STORED DATA:
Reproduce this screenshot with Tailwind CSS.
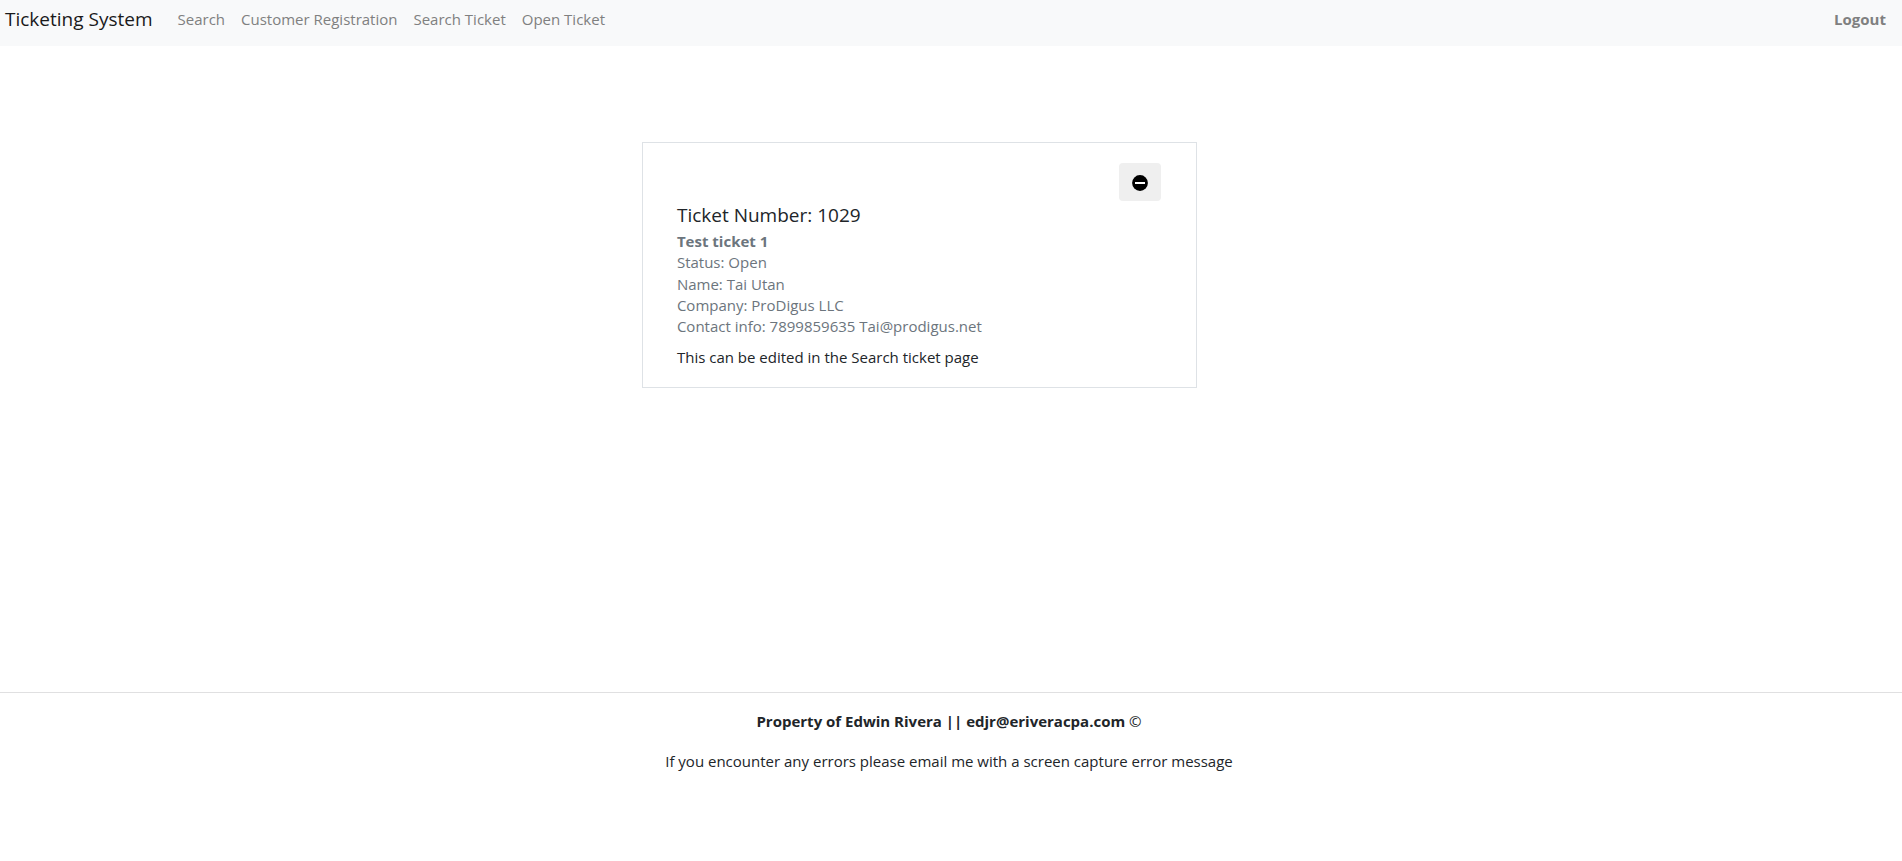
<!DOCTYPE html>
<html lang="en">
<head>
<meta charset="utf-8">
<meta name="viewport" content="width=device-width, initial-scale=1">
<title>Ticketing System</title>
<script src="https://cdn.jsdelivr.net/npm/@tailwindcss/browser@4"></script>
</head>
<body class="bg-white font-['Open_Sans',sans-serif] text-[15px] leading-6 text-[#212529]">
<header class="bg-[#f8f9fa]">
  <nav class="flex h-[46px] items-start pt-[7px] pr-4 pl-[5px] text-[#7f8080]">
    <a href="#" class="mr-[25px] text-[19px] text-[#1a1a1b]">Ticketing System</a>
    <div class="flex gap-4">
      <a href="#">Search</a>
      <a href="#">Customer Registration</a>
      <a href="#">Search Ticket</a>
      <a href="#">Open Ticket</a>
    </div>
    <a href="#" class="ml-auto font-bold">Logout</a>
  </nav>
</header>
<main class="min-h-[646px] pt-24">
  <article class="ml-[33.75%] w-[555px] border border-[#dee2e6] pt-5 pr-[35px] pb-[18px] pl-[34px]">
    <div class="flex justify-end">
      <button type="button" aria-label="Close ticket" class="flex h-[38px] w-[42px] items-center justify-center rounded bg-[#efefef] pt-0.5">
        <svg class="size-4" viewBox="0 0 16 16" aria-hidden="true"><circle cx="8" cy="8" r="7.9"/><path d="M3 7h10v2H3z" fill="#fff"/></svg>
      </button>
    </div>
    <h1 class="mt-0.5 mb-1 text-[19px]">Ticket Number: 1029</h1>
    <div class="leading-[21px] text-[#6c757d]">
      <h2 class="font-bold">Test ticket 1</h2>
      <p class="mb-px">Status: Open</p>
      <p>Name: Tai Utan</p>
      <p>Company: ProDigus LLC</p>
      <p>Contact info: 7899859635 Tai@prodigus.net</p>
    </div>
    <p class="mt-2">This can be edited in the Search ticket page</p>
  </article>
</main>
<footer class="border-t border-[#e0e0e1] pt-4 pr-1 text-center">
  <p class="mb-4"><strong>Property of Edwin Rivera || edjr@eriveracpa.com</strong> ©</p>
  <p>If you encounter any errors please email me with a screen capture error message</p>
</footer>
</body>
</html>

REQUIRED WORK: Omit the pictures and give the material again, exactly and in full.

SOLUTION TO THE EXERCISE:
Reproduce this screenshot with Tailwind CSS.
<!DOCTYPE html>
<html lang="en">
<head>
<meta charset="utf-8">
<meta name="viewport" content="width=device-width, initial-scale=1">
<title>Ticketing System</title>
<script src="https://cdn.jsdelivr.net/npm/@tailwindcss/browser@4"></script>
</head>
<body class="bg-white font-['Open_Sans',sans-serif] text-[15px] leading-6 text-[#212529]">
<header class="bg-[#f8f9fa]">
  <nav class="flex h-[46px] items-start pt-[7px] pr-4 pl-[5px] text-[#7f8080]">
    <a href="#" class="mr-[25px] text-[19px] text-[#1a1a1b]">Ticketing System</a>
    <div class="flex gap-4">
      <a href="#">Search</a>
      <a href="#">Customer Registration</a>
      <a href="#">Search Ticket</a>
      <a href="#">Open Ticket</a>
    </div>
    <a href="#" class="ml-auto font-bold">Logout</a>
  </nav>
</header>
<main class="min-h-[646px] pt-24">
  <article class="ml-[33.75%] w-[555px] border border-[#dee2e6] pt-5 pr-[35px] pb-[18px] pl-[34px]">
    <div class="flex justify-end">
      <button type="button" aria-label="Close ticket" class="flex h-[38px] w-[42px] items-center justify-center rounded bg-[#efefef] pt-0.5">
        <svg class="size-4" viewBox="0 0 16 16" aria-hidden="true"><circle cx="8" cy="8" r="7.9"/><path d="M3 7h10v2H3z" fill="#fff"/></svg>
      </button>
    </div>
    <h1 class="mt-0.5 mb-1 text-[19px]">Ticket Number: 1029</h1>
    <div class="leading-[21px] text-[#6c757d]">
      <h2 class="font-bold">Test ticket 1</h2>
      <p class="mb-px">Status: Open</p>
      <p>Name: Tai Utan</p>
      <p>Company: ProDigus LLC</p>
      <p>Contact info: 7899859635 Tai@prodigus.net</p>
    </div>
    <p class="mt-2">This can be edited in the Search ticket page</p>
  </article>
</main>
<footer class="border-t border-[#e0e0e1] pt-4 pr-1 text-center">
  <p class="mb-4"><strong>Property of Edwin Rivera || edjr@eriveracpa.com</strong> ©</p>
  <p>If you encounter any errors please email me with a screen capture error message</p>
</footer>
</body>
</html>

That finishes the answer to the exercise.